| TASK |
Reproduce the material word for word; the images stay out.

| DATA EXTRACT |

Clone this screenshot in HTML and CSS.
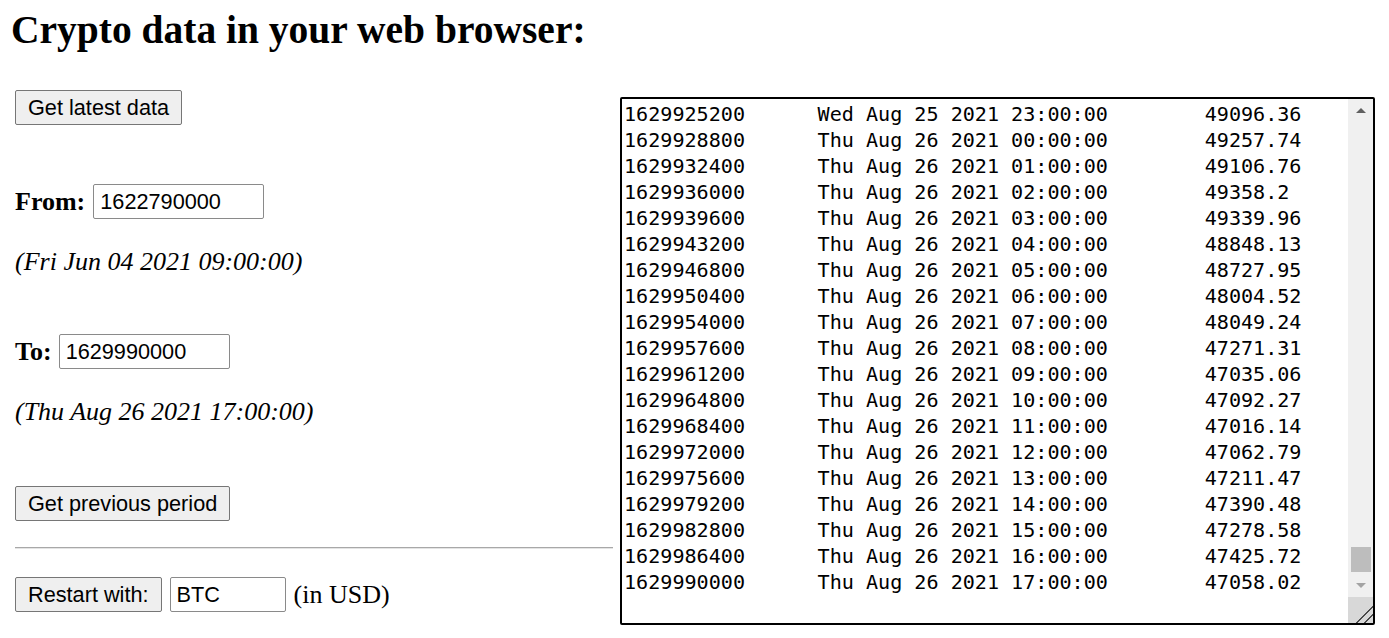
FILE: index.html
```html
<!DOCTYPE html>
<html lang="en">
<head>
<meta charset="utf-8">
<title>Crypto data in your web browser</title>
<link rel="stylesheet" href="styles.css">
<script src="script.js" defer></script>
</head>
<body>
<h1 class="title">Crypto data in your web browser:</h1>
<div class="main">
  <div class="controls">
    <div class="row">
      <button class="btn" type="button">Get latest data</button>
    </div>
    <div class="row row-from">
      <label class="label" for="from">From:</label>
      <input class="field field-ts" id="from" type="text" value="1622790000">
    </div>
    <div class="date">(Fri Jun 04 2021 09:00:00)</div>
    <div class="row row-to">
      <label class="label" for="to">To:</label>
      <input class="field field-ts" id="to" type="text" value="1629990000">
    </div>
    <div class="date">(Thu Aug 26 2021 17:00:00)</div>
    <div class="row row-prev">
      <button class="btn" type="button">Get previous period</button>
    </div>
    <div class="rule"></div>
    <div class="row row-restart">
      <button class="btn" type="button">Restart with:</button>
      <input class="field field-sym" type="text" value="BTC">
      <span class="unit">(in USD)</span>
    </div>
  </div>
  <div class="data-wrap">
    <textarea class="data" spellcheck="false"></textarea>
    <div class="sb" aria-hidden="true">
      <div class="sb-btn"><span class="arrow-up"></span></div>
      <div class="sb-track"><div class="sb-thumb"></div></div>
      <div class="sb-btn"><span class="arrow-down"></span></div>
      <div class="sb-resizer"></div>
    </div>
  </div>
</div>
</body>
</html>
```
FILE: styles.css
```css
html, body {
  margin: 0;
  padding: 0;
  background: #ffffff;
  color: #000000;
}

body {
  font-family: "Liberation Serif", "Times New Roman", serif;
  font-size: 26px;
}

.title {
  margin: 6px 0 0 11px;
  font-size: 39.5px;
  line-height: 48px;
  font-weight: bold;
}

.main {
  display: flex;
  align-items: flex-start;
  margin-top: 36px;
  padding-left: 15px;
}

.controls {
  width: 598px;
  display: flex;
  flex-direction: column;
  align-items: flex-start;
}

.row {
  display: flex;
  align-items: center;
  gap: 8px;
  height: 35px;
}

.row-from { margin-top: 59px; }
.row-to { margin-top: 57px; }
.row-prev { margin-top: 59px; }
.row-restart { margin-top: 28px; }

.row-to { gap: 7px; }

.label {
  font-weight: bold;
  font-size: 26px;
}

.date {
  margin-top: 28px;
  font-style: italic;
  line-height: 30px;
}

.btn {
  box-sizing: border-box;
  height: 35px;
  margin: 0;
  padding: 0 12px;
  font-family: "Liberation Sans", Arial, sans-serif;
  font-size: 21.7px;
  color: #000;
  background: #efefef;
  border: 1px solid #767676;
  border-radius: 2px;
}

.field {
  box-sizing: border-box;
  height: 35px;
  margin: 0;
  padding: 0 6px;
  font-family: "Liberation Sans", Arial, sans-serif;
  font-size: 21.7px;
  color: #000;
  background: #fff;
  border: 1px solid #8a8a8a;
  border-radius: 2px;
}

.field-ts { width: 171px; }
.field-sym { width: 116px; }

.unit {
  font-size: 26px;
}

.rule {
  align-self: stretch;
  margin-top: 26px;
  border-top: 1px solid #a8a8a8;
  border-bottom: 1px solid #e4e4e4;
}

.data-wrap {
  position: relative;
  width: 755px;
  height: 528px;
  margin: 7px 0 0 7px;
}

.data {
  display: block;
  box-sizing: border-box;
  width: 100%;
  height: 100%;
  margin: 0;
  padding: 2px 27px 2px 2px;
  font-family: "DejaVu Sans Mono", "Liberation Mono", monospace;
  font-size: 20.1px;
  line-height: 26px;
  tab-size: 8;
  color: #000;
  background: #fff;
  border: 2px solid #000;
  border-radius: 2px;
  outline: none;
  overflow-y: scroll;
  white-space: pre;
  resize: none;
}

.sb {
  position: absolute;
  top: 2px;
  right: 2px;
  bottom: 2px;
  width: 25px;
  display: flex;
  flex-direction: column;
  background: #f0f0f0;
}

.sb-btn {
  height: 23px;
  display: flex;
  align-items: center;
  justify-content: center;
}

.arrow-up {
  width: 0;
  height: 0;
  border-left: 5px solid transparent;
  border-right: 5px solid transparent;
  border-bottom: 5px solid #606060;
}

.arrow-down {
  width: 0;
  height: 0;
  border-left: 5px solid transparent;
  border-right: 5px solid transparent;
  border-top: 5px solid #a3a3a3;
}

.sb-track {
  flex: 1;
  display: flex;
  flex-direction: column;
  justify-content: flex-end;
  align-items: center;
  padding-bottom: 2px;
}

.sb-thumb {
  width: 20px;
  height: 25px;
  background: #bdbdbd;
}

.sb-resizer {
  height: 26px;
  background-color: #d8d8d8;
  background-image:
    linear-gradient(135deg, transparent 66%, #4a4a4a 66%, #4a4a4a 70%, transparent 70%, transparent 82%, #4a4a4a 82%, #4a4a4a 86%, transparent 86%);
}
```
FILE: script.js
```js
(function () {
  var ta = document.querySelector('.data');
  var days = ['Sun', 'Mon', 'Tue', 'Wed', 'Thu', 'Fri', 'Sat'];
  var months = ['Jan', 'Feb', 'Mar', 'Apr', 'May', 'Jun', 'Jul', 'Aug', 'Sep', 'Oct', 'Nov', 'Dec'];
  var known = {
    1629925200: '49096.36',
    1629928800: '49257.74',
    1629932400: '49106.76',
    1629936000: '49358.2',
    1629939600: '49339.96',
    1629943200: '48848.13',
    1629946800: '48727.95',
    1629950400: '48004.52',
    1629954000: '48049.24',
    1629957600: '47271.31',
    1629961200: '47035.06',
    1629964800: '47092.27',
    1629968400: '47016.14',
    1629972000: '47062.79',
    1629975600: '47211.47',
    1629979200: '47390.48',
    1629982800: '47278.58',
    1629986400: '47425.72',
    1629990000: '47058.02'
  };
  function pad(n) { return (n < 10 ? '0' : '') + n; }
  function fmt(t) {
    var d = new Date((t + 7200) * 1000);
    return days[d.getUTCDay()] + ' ' + months[d.getUTCMonth()] + ' ' + pad(d.getUTCDate()) + ' ' +
      d.getUTCFullYear() + ' ' + pad(d.getUTCHours()) + ':' + pad(d.getUTCMinutes()) + ':' + pad(d.getUTCSeconds());
  }
  var seed = 12345;
  function rnd() { seed = (seed * 1103515245 + 12345) % 2147483648; return seed / 2147483648; }
  var start = 1622790000, end = 1629990000;
  var total = (end - start) / 3600;
  var lines = [];
  for (var i = 0; i <= total; i++) {
    var t = start + i * 3600;
    var price;
    if (known[t]) {
      price = known[t];
    } else {
      var base = 36800 + (49000 - 36800) * (i / total);
      var p = base + (rnd() - 0.5) * 1400;
      price = (Math.round(p * 100) / 100).toString();
    }
    lines.push(t + '\t' + fmt(t) + '\t' + price);
  }
  ta.value = lines.join('\n') + '\n';
  ta.scrollTop = ta.scrollHeight;
})();
```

| ANSWER |
Clone this screenshot in HTML and CSS.
FILE: index.html
```html
<!DOCTYPE html>
<html lang="en">
<head>
<meta charset="utf-8">
<title>Crypto data in your web browser</title>
<link rel="stylesheet" href="styles.css">
<script src="script.js" defer></script>
</head>
<body>
<h1 class="title">Crypto data in your web browser:</h1>
<div class="main">
  <div class="controls">
    <div class="row">
      <button class="btn" type="button">Get latest data</button>
    </div>
    <div class="row row-from">
      <label class="label" for="from">From:</label>
      <input class="field field-ts" id="from" type="text" value="1622790000">
    </div>
    <div class="date">(Fri Jun 04 2021 09:00:00)</div>
    <div class="row row-to">
      <label class="label" for="to">To:</label>
      <input class="field field-ts" id="to" type="text" value="1629990000">
    </div>
    <div class="date">(Thu Aug 26 2021 17:00:00)</div>
    <div class="row row-prev">
      <button class="btn" type="button">Get previous period</button>
    </div>
    <div class="rule"></div>
    <div class="row row-restart">
      <button class="btn" type="button">Restart with:</button>
      <input class="field field-sym" type="text" value="BTC">
      <span class="unit">(in USD)</span>
    </div>
  </div>
  <div class="data-wrap">
    <textarea class="data" spellcheck="false"></textarea>
    <div class="sb" aria-hidden="true">
      <div class="sb-btn"><span class="arrow-up"></span></div>
      <div class="sb-track"><div class="sb-thumb"></div></div>
      <div class="sb-btn"><span class="arrow-down"></span></div>
      <div class="sb-resizer"></div>
    </div>
  </div>
</div>
</body>
</html>
```
FILE: styles.css
```css
html, body {
  margin: 0;
  padding: 0;
  background: #ffffff;
  color: #000000;
}

body {
  font-family: "Liberation Serif", "Times New Roman", serif;
  font-size: 26px;
}

.title {
  margin: 6px 0 0 11px;
  font-size: 39.5px;
  line-height: 48px;
  font-weight: bold;
}

.main {
  display: flex;
  align-items: flex-start;
  margin-top: 36px;
  padding-left: 15px;
}

.controls {
  width: 598px;
  display: flex;
  flex-direction: column;
  align-items: flex-start;
}

.row {
  display: flex;
  align-items: center;
  gap: 8px;
  height: 35px;
}

.row-from { margin-top: 59px; }
.row-to { margin-top: 57px; }
.row-prev { margin-top: 59px; }
.row-restart { margin-top: 28px; }

.row-to { gap: 7px; }

.label {
  font-weight: bold;
  font-size: 26px;
}

.date {
  margin-top: 28px;
  font-style: italic;
  line-height: 30px;
}

.btn {
  box-sizing: border-box;
  height: 35px;
  margin: 0;
  padding: 0 12px;
  font-family: "Liberation Sans", Arial, sans-serif;
  font-size: 21.7px;
  color: #000;
  background: #efefef;
  border: 1px solid #767676;
  border-radius: 2px;
}

.field {
  box-sizing: border-box;
  height: 35px;
  margin: 0;
  padding: 0 6px;
  font-family: "Liberation Sans", Arial, sans-serif;
  font-size: 21.7px;
  color: #000;
  background: #fff;
  border: 1px solid #8a8a8a;
  border-radius: 2px;
}

.field-ts { width: 171px; }
.field-sym { width: 116px; }

.unit {
  font-size: 26px;
}

.rule {
  align-self: stretch;
  margin-top: 26px;
  border-top: 1px solid #a8a8a8;
  border-bottom: 1px solid #e4e4e4;
}

.data-wrap {
  position: relative;
  width: 755px;
  height: 528px;
  margin: 7px 0 0 7px;
}

.data {
  display: block;
  box-sizing: border-box;
  width: 100%;
  height: 100%;
  margin: 0;
  padding: 2px 27px 2px 2px;
  font-family: "DejaVu Sans Mono", "Liberation Mono", monospace;
  font-size: 20.1px;
  line-height: 26px;
  tab-size: 8;
  color: #000;
  background: #fff;
  border: 2px solid #000;
  border-radius: 2px;
  outline: none;
  overflow-y: scroll;
  white-space: pre;
  resize: none;
}

.sb {
  position: absolute;
  top: 2px;
  right: 2px;
  bottom: 2px;
  width: 25px;
  display: flex;
  flex-direction: column;
  background: #f0f0f0;
}

.sb-btn {
  height: 23px;
  display: flex;
  align-items: center;
  justify-content: center;
}

.arrow-up {
  width: 0;
  height: 0;
  border-left: 5px solid transparent;
  border-right: 5px solid transparent;
  border-bottom: 5px solid #606060;
}

.arrow-down {
  width: 0;
  height: 0;
  border-left: 5px solid transparent;
  border-right: 5px solid transparent;
  border-top: 5px solid #a3a3a3;
}

.sb-track {
  flex: 1;
  display: flex;
  flex-direction: column;
  justify-content: flex-end;
  align-items: center;
  padding-bottom: 2px;
}

.sb-thumb {
  width: 20px;
  height: 25px;
  background: #bdbdbd;
}

.sb-resizer {
  height: 26px;
  background-color: #d8d8d8;
  background-image:
    linear-gradient(135deg, transparent 66%, #4a4a4a 66%, #4a4a4a 70%, transparent 70%, transparent 82%, #4a4a4a 82%, #4a4a4a 86%, transparent 86%);
}
```
FILE: script.js
```js
(function () {
  var ta = document.querySelector('.data');
  var days = ['Sun', 'Mon', 'Tue', 'Wed', 'Thu', 'Fri', 'Sat'];
  var months = ['Jan', 'Feb', 'Mar', 'Apr', 'May', 'Jun', 'Jul', 'Aug', 'Sep', 'Oct', 'Nov', 'Dec'];
  var known = {
    1629925200: '49096.36',
    1629928800: '49257.74',
    1629932400: '49106.76',
    1629936000: '49358.2',
    1629939600: '49339.96',
    1629943200: '48848.13',
    1629946800: '48727.95',
    1629950400: '48004.52',
    1629954000: '48049.24',
    1629957600: '47271.31',
    1629961200: '47035.06',
    1629964800: '47092.27',
    1629968400: '47016.14',
    1629972000: '47062.79',
    1629975600: '47211.47',
    1629979200: '47390.48',
    1629982800: '47278.58',
    1629986400: '47425.72',
    1629990000: '47058.02'
  };
  function pad(n) { return (n < 10 ? '0' : '') + n; }
  function fmt(t) {
    var d = new Date((t + 7200) * 1000);
    return days[d.getUTCDay()] + ' ' + months[d.getUTCMonth()] + ' ' + pad(d.getUTCDate()) + ' ' +
      d.getUTCFullYear() + ' ' + pad(d.getUTCHours()) + ':' + pad(d.getUTCMinutes()) + ':' + pad(d.getUTCSeconds());
  }
  var seed = 12345;
  function rnd() { seed = (seed * 1103515245 + 12345) % 2147483648; return seed / 2147483648; }
  var start = 1622790000, end = 1629990000;
  var total = (end - start) / 3600;
  var lines = [];
  for (var i = 0; i <= total; i++) {
    var t = start + i * 3600;
    var price;
    if (known[t]) {
      price = known[t];
    } else {
      var base = 36800 + (49000 - 36800) * (i / total);
      var p = base + (rnd() - 0.5) * 1400;
      price = (Math.round(p * 100) / 100).toString();
    }
    lines.push(t + '\t' + fmt(t) + '\t' + price);
  }
  ta.value = lines.join('\n') + '\n';
  ta.scrollTop = ta.scrollHeight;
})();
```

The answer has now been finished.